* **DATA PROVIDED**

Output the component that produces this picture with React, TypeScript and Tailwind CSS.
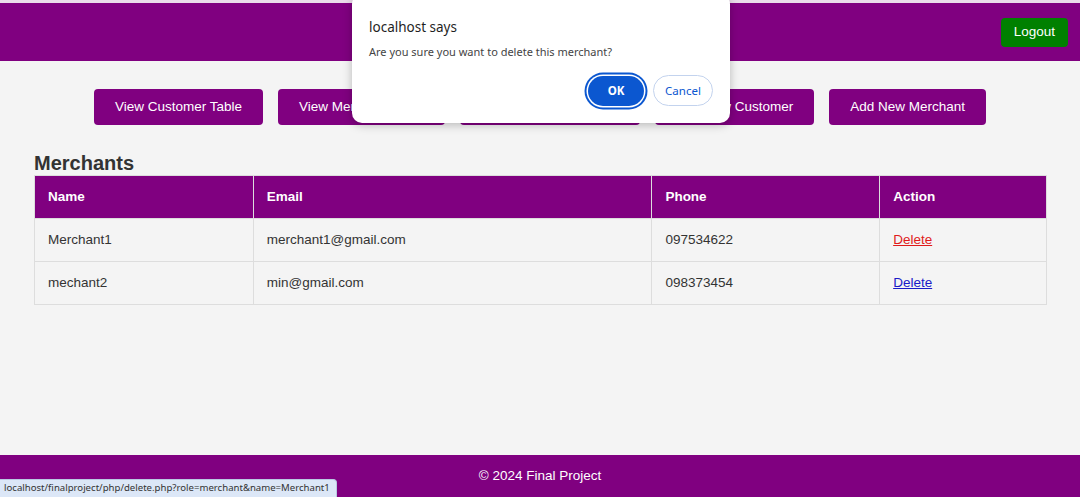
import React from "react";

const navButtons = [
  "View Customer Table",
  "View Merchant Table",
  "View Transaction Table",
  "Add New Customer",
  "Add New Merchant",
];

const rows = [
  { name: "Merchant1", email: "merchant1@gmail.com", phone: "097534622", red: true },
  { name: "mechant2", email: "min@gmail.com", phone: "098373454", red: false },
];

export default function App() {
  return (
    <div
      className="relative flex h-[497px] w-[1080px] flex-col overflow-hidden bg-[#f4f4f4] text-[#333]"
      style={{ fontFamily: '"Liberation Sans", Arial, sans-serif' }}
    >
      <div className="h-[3px] bg-[#eadcea]" />
      <header className="flex h-[58px] items-center justify-end bg-[#800080] pr-[12px]">
        <button className="flex h-[29px] items-center rounded-[4px] bg-[#008000] px-[13px] text-[13.5px] text-white">
          Logout
        </button>
      </header>

      <main className="flex-1">
        <div className="mt-[28px] flex justify-center gap-[15px]">
          {navButtons.map((b) => (
            <button
              key={b}
              className="flex h-[36px] items-center rounded-[4px] bg-[#800080] px-[21px] text-[13.5px] text-white"
            >
              {b}
            </button>
          ))}
        </div>

        <div className="mt-[26px] px-[34px] pr-[33px]">
          <h2 className="text-[20px] font-bold leading-[24px] text-[#333]">Merchants</h2>
          <table className="w-full border-collapse text-left text-[13.5px]">
            <colgroup>
              <col className="w-[219px]" />
              <col className="w-[399px]" />
              <col className="w-[228px]" />
              <col className="w-[167px]" />
            </colgroup>
            <thead>
              <tr className="bg-[#800080] text-white">
                <th className="h-[43px] border border-[#ddd] px-[13px] font-bold">Name</th>
                <th className="h-[43px] border border-[#ddd] px-[13px] font-bold">Email</th>
                <th className="h-[43px] border border-[#ddd] px-[13px] font-bold">Phone</th>
                <th className="h-[43px] border border-[#ddd] px-[13px] font-bold">Action</th>
              </tr>
            </thead>
            <tbody>
              {rows.map((r) => (
                <tr key={r.name}>
                  <td className="h-[43px] border border-[#ddd] px-[13px]">{r.name}</td>
                  <td className="h-[43px] border border-[#ddd] px-[13px]">{r.email}</td>
                  <td className="h-[43px] border border-[#ddd] px-[13px]">{r.phone}</td>
                  <td className="h-[43px] border border-[#ddd] px-[13px]">
                    <a
                      href="#"
                      className={r.red ? "text-[#e01b1b] underline" : "text-[#1a1ac8] underline"}
                    >
                      Delete
                    </a>
                  </td>
                </tr>
              ))}
            </tbody>
          </table>
        </div>
      </main>

      <footer className="flex h-[42px] items-center justify-center bg-[#800080] text-[13.5px] text-white">
        © 2024 Final Project
      </footer>

      {/* status bar */}
      <div
        className="absolute bottom-0 left-0 flex h-[18px] w-[337px] items-center overflow-hidden whitespace-nowrap rounded-tr-[4px] border-t border-r border-[#b9c9e2] bg-[#dce7f7] pl-[4px] text-[9.6px] text-[#333]"
        style={{ fontFamily: '"Noto Sans", "Open Sans", sans-serif' }}
      >
        localhost/finalproject/php/delete.php?role=merchant&amp;name=Merchant1
      </div>

      {/* alert dialog */}
      <div
        className="absolute left-[352px] top-[-6px] h-[129px] w-[378px] rounded-[10px] bg-white shadow-[0_2px_10px_rgba(0,0,0,0.25)]"
        style={{ fontFamily: '"Noto Sans", "Open Sans", sans-serif' }}
      >
        <div className="px-[17px] pt-[24px]">
          <div className="text-[13.5px] leading-[18px] text-[#1f1f1f]">localhost says</div>
          <div className="mt-[8px] text-[11px] leading-[15px] text-[#444]">
            Are you sure you want to delete this merchant?
          </div>
        </div>
        <div className="absolute right-[17px] top-[81px] flex items-center gap-[9px]">
          <button className="flex h-[30px] w-[56px] items-center justify-center rounded-full bg-[#0b57d0] text-[11.5px] font-bold text-white ring-2 ring-[#0b57d0] ring-offset-[1.5px] ring-offset-white">
            OK
          </button>
          <button className="flex h-[31px] w-[60px] items-center justify-center rounded-full border border-[#c3d3ee] bg-white text-[11.5px] text-[#0b57d0]">
            Cancel
          </button>
        </div>
      </div>
    </div>
  );
}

* **EXERCISE OBJECTIVE**
Return only the number of lines in the data that contain "this".

* **COMPLETED EXERCISE**
2